Your objective = Lines containing the string "styles" are to be counted; report the number and nothing more.

Source material =
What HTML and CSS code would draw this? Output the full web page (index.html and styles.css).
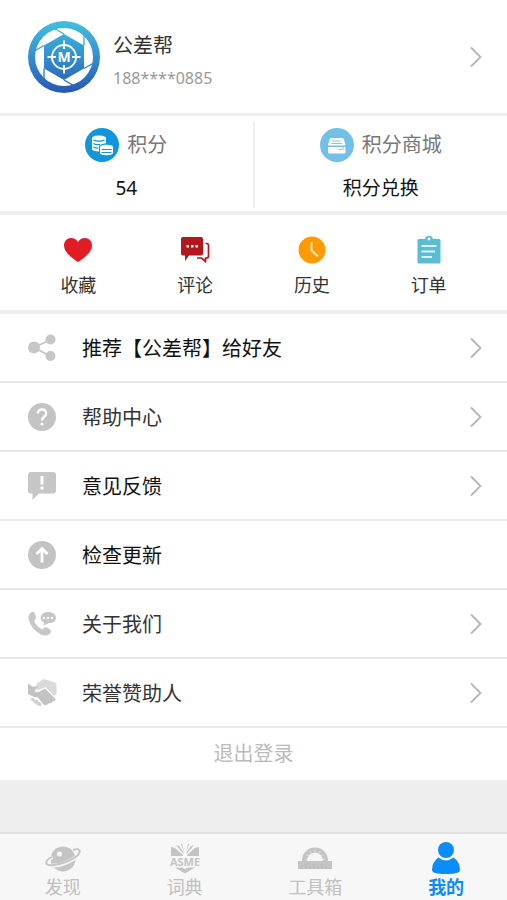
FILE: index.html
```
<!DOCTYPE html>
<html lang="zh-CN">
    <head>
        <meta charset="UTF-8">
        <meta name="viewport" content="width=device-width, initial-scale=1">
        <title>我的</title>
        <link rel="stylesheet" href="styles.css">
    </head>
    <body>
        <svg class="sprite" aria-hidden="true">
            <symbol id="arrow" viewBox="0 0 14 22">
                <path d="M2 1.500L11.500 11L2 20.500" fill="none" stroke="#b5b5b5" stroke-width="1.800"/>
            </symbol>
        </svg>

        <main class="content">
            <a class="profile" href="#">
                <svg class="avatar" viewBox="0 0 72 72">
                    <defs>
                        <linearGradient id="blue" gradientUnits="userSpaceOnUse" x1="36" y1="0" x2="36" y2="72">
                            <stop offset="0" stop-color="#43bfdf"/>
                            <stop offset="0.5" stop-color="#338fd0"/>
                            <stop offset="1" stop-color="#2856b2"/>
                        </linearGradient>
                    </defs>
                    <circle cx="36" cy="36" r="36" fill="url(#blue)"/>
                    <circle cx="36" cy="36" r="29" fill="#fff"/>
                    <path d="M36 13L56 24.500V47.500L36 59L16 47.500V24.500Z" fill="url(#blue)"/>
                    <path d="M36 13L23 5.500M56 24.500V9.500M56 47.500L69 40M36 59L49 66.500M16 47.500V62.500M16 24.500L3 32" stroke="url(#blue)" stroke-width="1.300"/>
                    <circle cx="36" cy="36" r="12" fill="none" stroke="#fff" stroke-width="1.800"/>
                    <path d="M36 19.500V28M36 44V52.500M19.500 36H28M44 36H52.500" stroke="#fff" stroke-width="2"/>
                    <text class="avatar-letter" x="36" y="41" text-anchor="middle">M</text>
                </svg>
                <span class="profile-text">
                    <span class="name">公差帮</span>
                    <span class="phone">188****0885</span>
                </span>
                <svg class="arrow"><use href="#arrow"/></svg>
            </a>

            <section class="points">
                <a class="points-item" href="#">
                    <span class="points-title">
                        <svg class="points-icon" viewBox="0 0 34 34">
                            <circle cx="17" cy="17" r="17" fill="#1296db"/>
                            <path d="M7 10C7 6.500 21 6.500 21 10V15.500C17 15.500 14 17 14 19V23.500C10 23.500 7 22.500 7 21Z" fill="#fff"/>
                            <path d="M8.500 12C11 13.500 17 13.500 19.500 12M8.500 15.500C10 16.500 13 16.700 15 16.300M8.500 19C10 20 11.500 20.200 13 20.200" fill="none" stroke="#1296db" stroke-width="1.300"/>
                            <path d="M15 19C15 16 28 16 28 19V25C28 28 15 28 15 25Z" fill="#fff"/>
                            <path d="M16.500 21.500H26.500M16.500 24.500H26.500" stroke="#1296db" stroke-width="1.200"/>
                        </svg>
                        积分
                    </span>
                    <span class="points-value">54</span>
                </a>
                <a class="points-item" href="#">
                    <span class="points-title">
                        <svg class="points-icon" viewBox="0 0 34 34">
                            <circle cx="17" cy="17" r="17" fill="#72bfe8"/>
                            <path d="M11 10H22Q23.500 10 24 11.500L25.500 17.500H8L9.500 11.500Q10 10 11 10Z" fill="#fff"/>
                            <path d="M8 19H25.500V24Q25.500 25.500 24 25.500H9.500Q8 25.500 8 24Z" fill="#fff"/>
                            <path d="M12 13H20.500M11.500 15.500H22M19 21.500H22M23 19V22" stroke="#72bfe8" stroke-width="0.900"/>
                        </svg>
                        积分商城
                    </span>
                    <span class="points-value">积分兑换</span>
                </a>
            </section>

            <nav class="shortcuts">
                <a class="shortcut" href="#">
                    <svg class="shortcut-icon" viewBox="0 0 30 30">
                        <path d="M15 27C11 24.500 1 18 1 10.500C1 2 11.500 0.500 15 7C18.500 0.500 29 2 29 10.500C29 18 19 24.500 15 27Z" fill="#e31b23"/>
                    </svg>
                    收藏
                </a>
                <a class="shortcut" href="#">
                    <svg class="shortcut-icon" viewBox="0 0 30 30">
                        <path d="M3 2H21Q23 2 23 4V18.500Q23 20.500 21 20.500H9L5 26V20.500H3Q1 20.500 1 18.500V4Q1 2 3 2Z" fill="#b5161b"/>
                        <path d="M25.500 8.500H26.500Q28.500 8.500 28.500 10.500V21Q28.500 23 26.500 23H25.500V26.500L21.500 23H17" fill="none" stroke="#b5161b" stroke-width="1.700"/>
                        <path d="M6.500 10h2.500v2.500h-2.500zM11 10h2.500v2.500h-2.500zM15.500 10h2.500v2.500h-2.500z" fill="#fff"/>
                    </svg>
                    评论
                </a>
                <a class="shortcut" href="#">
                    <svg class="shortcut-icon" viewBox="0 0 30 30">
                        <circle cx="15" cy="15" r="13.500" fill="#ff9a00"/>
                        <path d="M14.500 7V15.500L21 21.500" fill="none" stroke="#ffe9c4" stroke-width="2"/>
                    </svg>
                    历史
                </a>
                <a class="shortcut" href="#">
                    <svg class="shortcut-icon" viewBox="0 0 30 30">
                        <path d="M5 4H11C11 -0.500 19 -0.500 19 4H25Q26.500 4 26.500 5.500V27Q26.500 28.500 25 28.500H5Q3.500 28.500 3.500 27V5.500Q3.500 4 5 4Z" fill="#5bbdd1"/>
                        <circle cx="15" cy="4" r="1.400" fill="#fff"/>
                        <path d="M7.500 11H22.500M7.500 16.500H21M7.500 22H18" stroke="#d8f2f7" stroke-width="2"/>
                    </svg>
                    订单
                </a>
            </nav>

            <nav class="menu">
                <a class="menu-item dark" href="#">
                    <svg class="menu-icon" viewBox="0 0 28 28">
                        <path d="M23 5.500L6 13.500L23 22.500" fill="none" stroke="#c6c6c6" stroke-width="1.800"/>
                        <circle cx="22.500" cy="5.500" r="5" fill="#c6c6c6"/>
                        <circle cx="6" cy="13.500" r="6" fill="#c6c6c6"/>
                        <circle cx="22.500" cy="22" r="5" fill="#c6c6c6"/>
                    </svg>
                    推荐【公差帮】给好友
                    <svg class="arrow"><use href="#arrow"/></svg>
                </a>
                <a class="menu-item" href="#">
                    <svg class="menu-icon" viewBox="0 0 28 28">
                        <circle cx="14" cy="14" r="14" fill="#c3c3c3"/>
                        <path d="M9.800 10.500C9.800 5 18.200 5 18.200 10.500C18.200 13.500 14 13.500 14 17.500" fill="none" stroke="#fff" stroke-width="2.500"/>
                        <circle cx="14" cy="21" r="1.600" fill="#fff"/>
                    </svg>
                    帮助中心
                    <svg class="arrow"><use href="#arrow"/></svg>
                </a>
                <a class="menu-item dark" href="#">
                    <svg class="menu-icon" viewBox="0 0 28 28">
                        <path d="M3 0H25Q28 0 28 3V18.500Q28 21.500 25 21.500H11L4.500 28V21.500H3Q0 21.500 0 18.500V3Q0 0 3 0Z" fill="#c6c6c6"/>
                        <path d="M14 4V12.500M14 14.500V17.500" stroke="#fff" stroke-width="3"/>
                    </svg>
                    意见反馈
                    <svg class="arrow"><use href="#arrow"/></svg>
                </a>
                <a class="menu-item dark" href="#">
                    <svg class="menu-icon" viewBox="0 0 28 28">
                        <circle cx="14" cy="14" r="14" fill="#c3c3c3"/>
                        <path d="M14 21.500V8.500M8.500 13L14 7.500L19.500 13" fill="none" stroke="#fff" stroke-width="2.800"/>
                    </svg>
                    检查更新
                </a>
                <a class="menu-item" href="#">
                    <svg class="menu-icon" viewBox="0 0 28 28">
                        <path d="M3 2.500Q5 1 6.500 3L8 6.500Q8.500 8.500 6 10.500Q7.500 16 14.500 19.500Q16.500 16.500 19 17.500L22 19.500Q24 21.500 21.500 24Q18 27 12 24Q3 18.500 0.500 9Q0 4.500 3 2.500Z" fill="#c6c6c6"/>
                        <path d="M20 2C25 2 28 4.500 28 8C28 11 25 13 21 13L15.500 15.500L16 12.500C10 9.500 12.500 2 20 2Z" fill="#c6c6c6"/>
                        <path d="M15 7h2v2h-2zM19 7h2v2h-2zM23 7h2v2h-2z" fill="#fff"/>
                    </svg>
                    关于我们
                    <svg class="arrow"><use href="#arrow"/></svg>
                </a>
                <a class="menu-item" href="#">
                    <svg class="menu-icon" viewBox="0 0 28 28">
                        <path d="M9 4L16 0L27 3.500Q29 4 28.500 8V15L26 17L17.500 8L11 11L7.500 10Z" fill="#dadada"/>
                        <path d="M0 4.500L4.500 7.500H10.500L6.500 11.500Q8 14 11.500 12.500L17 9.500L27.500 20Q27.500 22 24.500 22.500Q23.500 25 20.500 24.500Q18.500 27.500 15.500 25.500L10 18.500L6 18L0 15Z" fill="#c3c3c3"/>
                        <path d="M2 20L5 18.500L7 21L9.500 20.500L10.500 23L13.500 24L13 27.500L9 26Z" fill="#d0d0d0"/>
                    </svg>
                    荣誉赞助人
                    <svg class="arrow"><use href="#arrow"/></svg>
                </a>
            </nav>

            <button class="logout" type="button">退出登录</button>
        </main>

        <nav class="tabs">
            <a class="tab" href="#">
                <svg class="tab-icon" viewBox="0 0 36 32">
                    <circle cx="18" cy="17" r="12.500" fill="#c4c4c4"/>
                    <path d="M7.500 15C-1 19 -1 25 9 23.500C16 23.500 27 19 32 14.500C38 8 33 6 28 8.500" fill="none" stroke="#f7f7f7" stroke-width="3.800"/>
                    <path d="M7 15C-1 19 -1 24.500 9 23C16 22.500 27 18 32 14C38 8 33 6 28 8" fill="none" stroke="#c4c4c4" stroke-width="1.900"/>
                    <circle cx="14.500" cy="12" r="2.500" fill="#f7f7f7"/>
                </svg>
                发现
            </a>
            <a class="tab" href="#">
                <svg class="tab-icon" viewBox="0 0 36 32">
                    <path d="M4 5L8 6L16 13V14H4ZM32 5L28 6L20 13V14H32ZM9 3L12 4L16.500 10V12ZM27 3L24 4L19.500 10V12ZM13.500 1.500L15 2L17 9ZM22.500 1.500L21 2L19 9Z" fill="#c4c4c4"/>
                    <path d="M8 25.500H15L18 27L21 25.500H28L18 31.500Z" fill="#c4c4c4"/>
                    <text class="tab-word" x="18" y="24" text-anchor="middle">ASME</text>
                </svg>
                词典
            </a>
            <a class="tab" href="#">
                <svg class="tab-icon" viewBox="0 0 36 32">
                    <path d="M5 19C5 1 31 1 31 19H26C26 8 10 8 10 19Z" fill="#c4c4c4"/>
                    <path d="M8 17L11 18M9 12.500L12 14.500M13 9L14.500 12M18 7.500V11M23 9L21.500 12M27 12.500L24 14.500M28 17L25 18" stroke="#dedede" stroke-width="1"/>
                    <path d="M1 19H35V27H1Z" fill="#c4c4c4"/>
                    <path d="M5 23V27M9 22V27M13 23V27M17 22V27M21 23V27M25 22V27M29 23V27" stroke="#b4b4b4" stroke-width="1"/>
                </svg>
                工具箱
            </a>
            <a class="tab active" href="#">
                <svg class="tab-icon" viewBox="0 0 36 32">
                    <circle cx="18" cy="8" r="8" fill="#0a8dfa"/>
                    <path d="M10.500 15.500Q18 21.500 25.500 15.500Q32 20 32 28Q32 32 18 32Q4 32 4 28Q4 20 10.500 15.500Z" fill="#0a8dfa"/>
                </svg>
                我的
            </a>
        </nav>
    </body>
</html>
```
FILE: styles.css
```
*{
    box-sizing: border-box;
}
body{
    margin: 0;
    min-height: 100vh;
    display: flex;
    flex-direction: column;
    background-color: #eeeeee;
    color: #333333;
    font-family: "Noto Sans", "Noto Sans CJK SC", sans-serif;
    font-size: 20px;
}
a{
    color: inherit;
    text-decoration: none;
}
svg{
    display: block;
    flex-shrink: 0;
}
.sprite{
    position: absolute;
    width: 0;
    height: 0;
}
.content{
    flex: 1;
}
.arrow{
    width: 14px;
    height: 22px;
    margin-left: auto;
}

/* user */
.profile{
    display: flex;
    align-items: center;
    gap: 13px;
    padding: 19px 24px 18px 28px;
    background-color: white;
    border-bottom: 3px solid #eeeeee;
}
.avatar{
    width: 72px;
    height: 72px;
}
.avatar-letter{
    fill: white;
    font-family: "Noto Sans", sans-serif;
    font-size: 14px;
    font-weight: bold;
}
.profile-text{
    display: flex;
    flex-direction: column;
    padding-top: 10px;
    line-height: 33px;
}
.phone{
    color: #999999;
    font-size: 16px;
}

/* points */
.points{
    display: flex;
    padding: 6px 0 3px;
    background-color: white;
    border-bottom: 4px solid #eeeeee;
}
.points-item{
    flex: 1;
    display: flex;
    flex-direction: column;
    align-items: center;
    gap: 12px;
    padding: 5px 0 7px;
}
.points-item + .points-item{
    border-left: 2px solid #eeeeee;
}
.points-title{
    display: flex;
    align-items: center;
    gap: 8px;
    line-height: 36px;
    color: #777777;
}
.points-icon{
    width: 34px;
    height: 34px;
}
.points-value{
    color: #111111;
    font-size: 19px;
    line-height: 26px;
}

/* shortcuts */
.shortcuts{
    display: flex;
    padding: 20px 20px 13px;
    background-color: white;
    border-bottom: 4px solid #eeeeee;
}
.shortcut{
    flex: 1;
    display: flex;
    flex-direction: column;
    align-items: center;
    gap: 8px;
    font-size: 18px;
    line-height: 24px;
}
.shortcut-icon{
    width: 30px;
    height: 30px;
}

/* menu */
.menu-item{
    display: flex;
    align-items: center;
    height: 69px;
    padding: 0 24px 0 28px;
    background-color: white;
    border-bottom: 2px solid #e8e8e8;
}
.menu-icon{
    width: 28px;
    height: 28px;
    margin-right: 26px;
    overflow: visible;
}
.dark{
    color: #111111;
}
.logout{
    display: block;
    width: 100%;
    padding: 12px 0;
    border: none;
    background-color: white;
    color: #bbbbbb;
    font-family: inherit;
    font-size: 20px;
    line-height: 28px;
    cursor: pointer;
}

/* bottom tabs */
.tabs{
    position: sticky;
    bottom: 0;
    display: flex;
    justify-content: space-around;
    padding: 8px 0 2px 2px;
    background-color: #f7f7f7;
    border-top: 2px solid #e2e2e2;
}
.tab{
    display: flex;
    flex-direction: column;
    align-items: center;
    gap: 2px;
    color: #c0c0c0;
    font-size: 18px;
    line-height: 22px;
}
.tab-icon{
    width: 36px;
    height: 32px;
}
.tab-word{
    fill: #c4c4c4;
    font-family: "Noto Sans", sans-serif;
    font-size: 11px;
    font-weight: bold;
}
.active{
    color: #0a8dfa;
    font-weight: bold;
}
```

Exercise answer = 3